Il contribuente fornitore di un “esportatore abituale” che non abbia inviato all’Agenzia delle entrate la comunicazione d’intento non è sanzionabile per “omissione di fattura” ed il fatto costituisce soltanto “errore formale”. Questo è quanto dispone la sentenza della Commissione tributaria Provinciale di Modena n. 212/2019 depositata il 15 luglio 2019.
Nel contenzioso, l’Agenzia delle Entrate contestava che il mancato invio telematico della “dichiarazione d’intento” costituisce un illecito dell’art. 1, comma 1, lett. c), D.L. 746/83, come modificato dall’art. 1, comma 381, legge 311/04, e che a tale violazione si applica una sanzione tra il 100% e il 200% dell’imposta (art.7 comma 4 bis del Dlgs. 471/1997) per il cedente o il prestatore che nei termini previsti non invia la dichiarazione di intento o la invia con dati incompleti ed inesatti.
Di conseguenza la stessa Agenzia riteneva che l’emissione delle fatture con sospensione di IVA fosse da ritenersi illegittima.
Per il contribuente il mancato invio della dichiarazione d’intento (comunque regolarmente registrata) costituisce un mero errore formale e non c’è stata, nell’evidenza dei fatti, alcun tipo di evasione fiscale e nessuna perdita di gettito.
Tranne che per l’invio telematico della dichiarazione di intento, il contribuente ha eseguito tutti gli altri adempimenti che la legge prevede per l’effettuazione di operazioni nei confronti di esportatori abituali.
La Commissione Tributaria accoglie positivamente il ricorso del contribuente ritenendo che: «chi omette l’invio telematico dei dati contenuti nelle dichiarazioni di intenti, in presenza di regolari lettere ricevute dai clienti esportatori abituali, aventi i requisiti di legge, non può essere equiparato e sanzionato come colui che non applica l’IVA in assenza delle lettere stesse e dei relativi requisiti, per cui l’omesso invio dei dati contenuti nelle lettere d’intento costituisce una violazione meramente formale».

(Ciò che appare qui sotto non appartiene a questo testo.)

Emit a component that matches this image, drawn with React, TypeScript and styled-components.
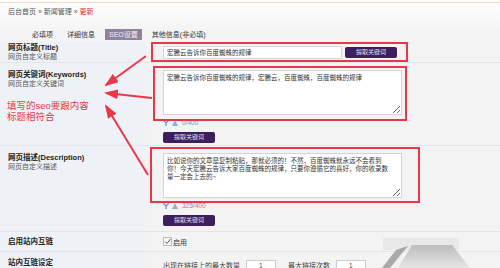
import React from "react"
import styled, { createGlobalStyle } from "styled-components"

const GlobalStyle = createGlobalStyle`
  html, body {
    margin: 0;
    padding: 0;
    background: #f3f3f3;
    overflow: hidden;
  }
  body {
    font-family: "Liberation Sans", "Noto Sans CJK SC", sans-serif;
    font-size: 7px;
    color: #333;
  }
`

type TRow = {
  title: string
  sub?: string
  height: number
  pad?: number
  center?: boolean
  children?: React.ReactNode
}

const Row: React.FC<TRow> = ({ title, sub, height, pad = 7, center, children }) => (
  <RowWrap $h={height}>
    <Label $center={center} $pad={pad}>
      <p className="title">{title}</p>
      {sub && <p className="sub">{sub}</p>}
    </Label>
    <Field>{children}</Field>
  </RowWrap>
)

const Counter: React.FC<{ text: string }> = ({ text }) => (
  <CounterWrap>
    <svg width="16" height="7" viewBox="0 0 16 7">
      <path d="M0 1 L3 4 L6 1 M3 4 L3 7" stroke="#5a8fd0" strokeWidth="1.2" fill="none" />
      <path d="M9 7 L12 1 L15 7 Z" fill="#8bb0e0" />
    </svg>
    <span>{text}</span>
  </CounterWrap>
)

const DESC =
  "比如说你的文章是复制粘贴，那就必须的！不然，百度蜘蛛就永远不会看到\n你！今天宏騰云告诉大家百度蜘蛛的规律，只要你遵循它的喜好，你的收录数\n量一定会上去的~"

const App: React.FC = () => {
  return (
    <Page>
      <GlobalStyle />
      <Crumb>
        后台首页 » 新闻管理 » <span className="current">更新</span>
      </Crumb>
      <Tabs>
        <Tab>必填项</Tab>
        <Tab>详细信息</Tab>
        <Tab $active>SEO设置</Tab>
        <Tab>其他信息(非必填)</Tab>
      </Tabs>
      <Table>
        <Row title="网页标题(Title)" sub="网页自定义标题" height={21} pad={1}>
          <InlineLine>
            <TextInput defaultValue="宏騰云告诉你百度蜘蛛的规律" />
            <PurpleButton>提取关键词</PurpleButton>
          </InlineLine>
        </Row>
        <Row title="网页关键词(Keywords)" sub="网页自定义关键词" height={83}>
          <Stack>
            <Area defaultValue="宏騰云告诉你百度蜘蛛的规律，宏騰云，百度蜘蛛，百度蜘蛛的规律" />
            <Counter text="0/400" />
            <PurpleButton>提取关键词</PurpleButton>
          </Stack>
        </Row>
        <Row title="网页描述(Description)" sub="网页自定义描述" height={86}>
          <Stack>
            <Area defaultValue={DESC} wrap="off" />
            <Counter text="325/400" />
            <PurpleButton>提取关键词</PurpleButton>
          </Stack>
        </Row>
        <Row title="启用站内互链" height={20} center>
          <Check>
            <span className="box">
              <svg width="7" height="7" viewBox="0 0 7 7">
                <path d="M1 3.5 L3 5.5 L6.5 1" stroke="#555" strokeWidth="1" fill="none" />
              </svg>
            </span>
            启用
          </Check>
        </Row>
        <Row title="站内互链设定" height={22} pad={6}>
          <InlineLine className="settings">
            <span>出现在链接上的最大数量</span>
            <SmallBox>1</SmallBox>
            <span className="gap">最大链接次数</span>
            <SmallBox>1</SmallBox>
          </InlineLine>
        </Row>
      </Table>

      <Note>
        <div>填写的seo要跟内容</div>
        <div>标题相符合</div>
      </Note>
      <Mark $x={151} $y={42} $w={257} $h={20} />
      <Mark $x={153} $y={66} $w={254} $h={55} />
      <Mark $x={150} $y={147} $w={270} $h={56} />
      <Arrows width="500" height="268" viewBox="0 0 500 268">
        <defs>
          <marker id="head" markerWidth="7" markerHeight="5" refX="6" refY="2.5" orient="auto">
            <path d="M0 0 L7 2.5 L0 5 Z" fill="#e8374b" />
          </marker>
        </defs>
        <line x1="146" y1="56" x2="106" y2="85" stroke="#e8374b" strokeWidth="2" markerEnd="url(#head)" />
        <line x1="152" y1="98" x2="106" y2="93" stroke="#e8374b" strokeWidth="2" markerEnd="url(#head)" />
        <line x1="148" y1="175" x2="106" y2="106" stroke="#e8374b" strokeWidth="2" markerEnd="url(#head)" />
      </Arrows>
      <Smudge width="500" height="268" viewBox="0 0 500 268">
        <defs>
          <linearGradient id="fade" x1="0" y1="0" x2="0" y2="1">
            <stop offset="0" stopColor="#bdbdbd" />
            <stop offset="1" stopColor="#e6e6e6" />
          </linearGradient>
        </defs>
        <rect x="383" y="238" width="76" height="12" fill="#e8e8e8" />
        <path d="M412 245 L452 245 L470 268 L398 268 Z" fill="url(#fade)" />
        <path d="M396 250 L408 246 L390 268 L382 268 Z" fill="#8a8a8a" opacity="0.7" />
      </Smudge>
    </Page>
  )
}

export default App

const Page = styled.div`
  position: relative;
  width: 500px;
  height: 268px;
  overflow: hidden;
  display: flex;
  flex-direction: column;
  background: linear-gradient(180deg, #ffffff 0%, #f4f4f4 30px, #f2f2f2 100%);
  > * {
    flex-shrink: 0;
  }
`

const Crumb = styled.div`
  height: 20px;
  box-sizing: border-box;
  border-top: 1px solid #f0dcc0;
  margin-top: 2px;
  padding: 4px 8px 0;
  font-size: 7px;
  line-height: 9px;
  color: #555;
  > span.current {
    color: #e53030;
  }
`

const Tabs = styled.div`
  display: flex;
  align-items: center;
  gap: 6px;
  height: 20px;
  padding: 4px 0 0 28px;
  box-sizing: border-box;
`

const Tab = styled.div<{ $active?: boolean }>`
  padding: 1px 4px;
  line-height: 9px;
  font-size: 7px;
  color: ${({ $active }) => ($active ? "#f3eef8" : "#333")};
  background: ${({ $active }) => ($active ? "#8f829f" : "transparent")};
`

const Table = styled.div`
  display: flex;
  flex-direction: column;
`

const RowWrap = styled.div<{ $h: number }>`
  display: grid;
  grid-template-columns: 145px 1fr;
  height: ${({ $h }) => $h}px;
  flex-shrink: 0;
  border-bottom: 1px solid #e2e6ea;
  box-sizing: border-box;
`

const Label = styled.div<{ $center?: boolean; $pad: number }>`
  background: #eef2f6;
  padding: ${({ $center, $pad }) => ($center ? 0 : $pad)}px 0 0 8px;
  display: flex;
  flex-direction: column;
  justify-content: ${({ $center }) => ($center ? "center" : "flex-start")};
  > p {
    margin: 0;
    line-height: 9px;
    font-size: 7.5px;
  }
  > p.title {
    font-weight: 700;
    color: #222;
  }
  > p.sub {
    color: #555;
    font-size: 7px;
  }
`

const Field = styled.div`
  background: #f3f3f3;
  padding-left: 18px;
  display: flex;
  flex-direction: column;
  justify-content: center;
`

const InlineLine = styled.div`
  display: flex;
  align-items: center;
  gap: 3px;
  &.settings {
    gap: 6px;
    margin-top: 4px;
    color: #444;
    > span.gap {
      margin-left: 6px;
    }
  }
`

const TextInput = styled.input`
  width: 179px;
  height: 13px;
  box-sizing: border-box;
  border: 1px solid #d4d4d4;
  background: #fff;
  padding: 0 3px;
  font: inherit;
  font-size: 6.5px;
  color: #333;
  outline: none;
`

const PurpleButton = styled.button`
  width: 52px;
  height: 11px;
  padding: 0;
  border: none;
  border-radius: 2px;
  background: #3e1f5e;
  color: #e8e0f0;
  font: inherit;
  font-size: 6px;
  line-height: 11px;
`

const Stack = styled.div`
  display: flex;
  flex-direction: column;
  align-items: flex-start;
  align-self: stretch;
  padding-top: 7px;
  flex: 1;
  > button {
    margin-top: 5px;
  }
`

const Area = styled.textarea`
  width: 239px;
  height: 45px;
  box-sizing: border-box;
  border: 1px solid #cfd4da;
  background: #fff;
  padding: 2px 3px;
  font: inherit;
  font-family: "Noto Sans CJK SC", sans-serif;
  font-size: 6.5px;
  line-height: 8px;
  color: #333;
  outline: none;
  overflow: hidden;
`

const CounterWrap = styled.div`
  display: flex;
  align-items: center;
  gap: 3px;
  margin-top: 3px;
  height: 9px;
  font-size: 6.5px;
  color: #8a8fa8;
`

const Check = styled.div`
  display: flex;
  align-items: center;
  gap: 1px;
  color: #333;
  > span.box {
    display: flex;
    width: 7px;
    height: 7px;
    border: 1px solid #bbb;
    background: #fafafa;
  }
`

const SmallBox = styled.span`
  display: inline-block;
  width: 30px;
  height: 10px;
  line-height: 10px;
  border: 1px solid #ccc;
  background: #fff;
  padding-left: 12px;
  box-sizing: border-box;
  font-size: 6.5px;
`

const Note = styled.div`
  position: absolute;
  left: 7px;
  top: 100px;
  font-size: 9.5px;
  line-height: 11px;
  color: #e8374b;
  display: flex;
  flex-direction: column;
`

const Mark = styled.div<{ $x: number; $y: number; $w: number; $h: number }>`
  position: absolute;
  left: ${({ $x }) => $x}px;
  top: ${({ $y }) => $y}px;
  width: ${({ $w }) => $w}px;
  height: ${({ $h }) => $h}px;
  box-sizing: border-box;
  border: 2px solid #e8374b;
  pointer-events: none;
`

const Arrows = styled.svg`
  position: absolute;
  left: 0;
  top: 0;
  pointer-events: none;
`

const Smudge = styled.svg`
  position: absolute;
  left: 0;
  top: 0;
  pointer-events: none;
`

Per la stessa la violazione rientra tra le “violazioni formali” di cui all’art.6, comma 4 bis, D.Lgs. 472/97 considerato che la ricorrente ha rispettato gli adempimenti richiesti al fornitore di un esportatore abituale finalizzati all’amissione di fatture in “sospensione d’imposta” (numerazione progressiva delle dichiarazioni di intento ricevute, annotazione entro 15 giorni sull’apposito registro, riporto dei relativi estremi nelle fatture omesse) ad eccezione dell’invio telematico all’Agenzia delle Entrate dei dati contenuti nelle dichiarazioni di intento.
Rispetto alla gravità dell’omissione la sanzione è del tutto sproporzionata. Essa si configura come mera violazione formale che, come tale, non rileva sulla determinazione della base imponibile IVA, dell’imposta e sul relativo versamento del tributo.
Alla stessa conclusione a cui è pervenuta la C.T. Prov. Di Varese (con sentenza n. 15/12/13, depositata il 23 gennaio 2013) che ha annullato quanto contestato dall’Agenzia delle Entrate ad un contribuente che era stato sanzionato a seguito dell’omesso invio di una dichiarazione d’intento, ed in considerazione del fatto che aveva comunque continuato, nonostante ciò, ad agire in regime di non imponibilità IVA.
La Commissione Tributaria, in sostanza, ha evidenziato come il mancato invio telematico della dichiarazione d’intento non possa essere equiparato ad una sua totale assenza, riconducendo invece l’applicazione del regime sanzionatorio unicamente al caso in cui “il fornitore, pur in assenza della dichiarazione dell’esportatore abituale, compie operazioni in assenza di IVA”.
Ulteriore sentenza che giunge alle stesse conclusioni delle precedenti è quella alla quale perviene la Commissione Provinciale Tributaria di Milano (sentenza n. 430/2014), la quale ribadisce che il mancato invio della dichiarazione di intento non arreca alcun danno erariale e non impedisce all’amministrazione finanziaria di esercitare le sue azioni di controllo.